On February 9, the National Development and Reform Commission (NDRC) and the National Energy Administration (NEA) jointly released a blockbuster notice that will shake up the new-energy sector — the “Notice on Deepening the Market-Based Reform of On-Grid Tariffs for New Energy and Promoting High-Quality Development of New Energy.” Like a stone thrown into a calm lake, this notice has sent ripples across the industry and marks a new stage in the development of China’s new-energy sector.
Market-based reform: a new journey for new-energy tariffs
Installed capacity of new-energy generation has been climbing steadily. By the end of 2024, China’s new-energy installed capacity reached about 1.41 billion kW, accounting for more than 40% of total power capacity nationwide—already exceeding coal-fired capacity. However, as new energy has scaled rapidly, the drawbacks of fixed on-grid tariffs have become evident: they neither reflect market supply and demand nor fairly allocate system balancing responsibilities. This reform arrives at precisely the right moment.
At its core, the reform shifts new-energy on-grid tariffs to be fully determined by the market. In principle, all on-grid electricity from new-energy projects will enter the power market, with prices formed through market transactions. This means new energy will compete on equal footing with coal power and others, further expanding market-based power trading and injecting strong momentum into the creation of a unified national power market.
Price-settlement mechanism: ensuring sustainable industry development
New-energy generation is random, volatile, and intermittent. PV output concentrates at midday, significantly boosting supply and depressing prices, while evening peak prices are high when PV contributes little. This leads to large revenue swings, which undermines sustainability. To address this, the notice proposes a price-settlement mechanism to support sustainable development.
For electricity volumes covered by the mechanism, a “pay-the-difference (settlement up/down)” approach will apply. When the market transaction price is below the mechanism price, the shortfall is compensated; when it is above, the excess is deducted. Grid companies will conduct monthly settlements at the mechanism price, and the difference between the average market transaction price and the mechanism price will be incorporated into local system operating costs.
The scope (volume), price, and term of the mechanism distinguish between existing (stock) and new (incremental) projects. For stock projects commissioned before June 1, 2025, the mechanism volume dovetails with current policy, and projects may decide each year what proportion of their electricity to place under the mechanism; the mechanism price follows current pricing policies and must not exceed the local coal-power benchmark price. For incremental projects commissioned on or after June 1, 2025, the annual additional volume admitted to the mechanism will be set with reference to factors such as progress toward national non-hydro renewable consumption targets, and the mechanism price will be formed through competitive bidding organized locally among willing projects.
Far-reaching impacts: change and opportunity side by side
PV power-plant revenue models will undergo major revisions—shifting from “volume and price guaranteed” to “neither guaranteed”—with revenues comprised of market-trading income plus difference-settlement compensation minus apportioned ancillary-services costs. Meanwhile, projects connected before June 1 will enjoy a price floor, which is expected to trigger a new wave of rush installations, including for distributed PV.

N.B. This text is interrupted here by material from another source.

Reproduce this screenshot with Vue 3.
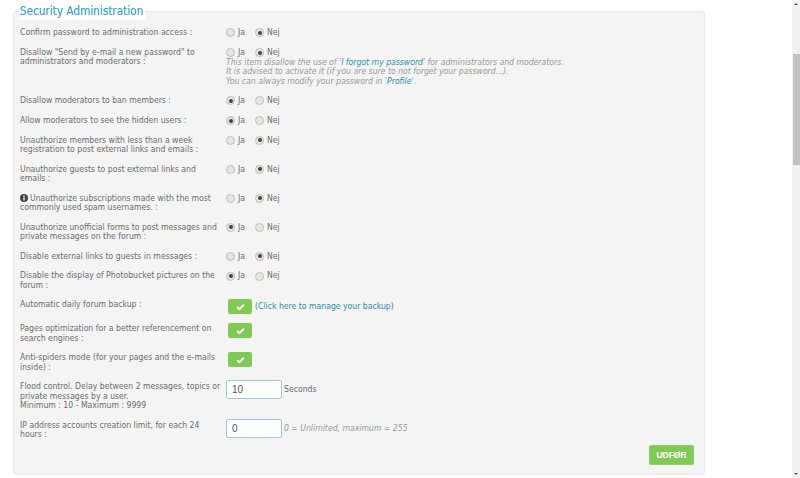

The advantages of energy storage will become more pronounced. Although the document stipulates that configuring storage must not be made a precondition for new-energy project approval, grid connection, or on-grid operation, in the long run new-energy projects will bear system balancing costs. Coordinated development with storage and flexible retrofits of coal plants is thus an inevitable trend. Based on project-return considerations, generators are likely to “add storage by choice.”
Regional characteristics will also strengthen. For both stock and incremental projects, each locality will set the mechanism volume, price, and term according to local circumstances. Given differences in resource endowments, development status, and power supply-demand across regions, the regional character of market-based new-energy transactions will become increasingly evident.